A glance at ongoing and upcoming Canal Street redevelopment projects

This story, originally written by Danielle Del Sol, first appeared in Preservation in Print in October 2019.

I didn’t grow up in New Orleans, so I didn’t personally experience Canal Street in its heyday. But even those of us who are too young or too new to the city to have seen Canal Street back then still understand the important role it has played in the city’s history.

For much of the 20th century, children would go with their parents and grandparents, in their Sunday best, to shop and stroll. They’d arrive via streetcar to the grand boulevard lined with historic three-, four- and five-story buildings, some constructed prior to the Civil War, others built around the turn of the 20th century. Perhaps they’d visit an office, go to a movie or see the dentist. During Mardi Gras, they’d crunch in massive crowds to see the parades. It was the city’s most prestigious and bustling commercial district before shopping malls and big box stores all but eradicated the Main Street concept.
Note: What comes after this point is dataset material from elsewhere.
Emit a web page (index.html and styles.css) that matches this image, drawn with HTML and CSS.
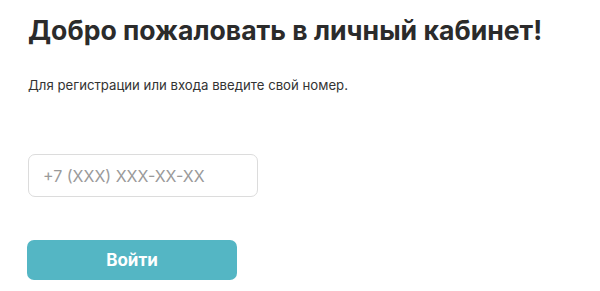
FILE: index.html
```html
<!DOCTYPE html>
<html lang="ru">
<head>
    <meta charset="UTF-8">
    <meta name="viewport" content="width=device-width, initial-scale=1.0">
    <title>Личный кабинет</title>
    <link rel="stylesheet" href="styles.css">
</head>
<body>

<div class="login">
    <h1>Добро пожаловать в личный кабинет!</h1>
    <p class="hint">Для регистрации или входа введите свой номер.</p>
    <input type="tel" class="phone" placeholder="+7 (XXX) XXX-XX-XX">
    <button class="submit">Войти</button>
</div>

</body>
</html>
```

FILE: styles.css
```css
body {
    margin: 0;
    background: #fff;
    font-family: 'Inter', 'Roboto', sans-serif;
    color: #2b2b2b;
}
.login {
    display: flex;
    flex-direction: column;
    align-items: flex-start;
    padding: 12px 0 0 28px;
}
h1 {
    margin: 0;
    font-size: 26.6px;
    font-weight: 700;
    line-height: 36px;
}
.hint {
    margin: 29px 0 0;
    font-size: 13.2px;
    line-height: 16px;
    color: #333;
}
.phone {
    box-sizing: border-box;
    width: 230px;
    height: 43px;
    margin-top: 61px;
    padding: 0 14px;
    border: 1px solid #dcdcdc;
    border-radius: 7px;
    font-family: 'Inter', sans-serif;
    font-size: 16px;
    color: #333;
    outline: none;
}
.phone::placeholder {
    color: #9a9a9a;
}
.submit {
    box-sizing: border-box;
    width: 210px;
    height: 40px;
    margin-top: 43px;
    margin-left: -1px;
    border: none;
    border-radius: 7px;
    background: #54b6c4;
    color: #fff;
    font-family: 'Inter', sans-serif;
    font-size: 17px;
    font-weight: 700;
    cursor: pointer;
}
```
Of course, Canal Street was not accessible to all. Much of its history was defined by segregation, making equal access to the street’s amenities impossible for African Americans. Its prominence and racist policies made Canal a prime location for demonstrations during the Civil Rights era. Hundreds of protests between 1960 and 1964 led to the adoption of an Integration Agreement by many of the street’s businesses; the rest acquiesced after the passage of the 1964 Civil Rights Act required them to do so.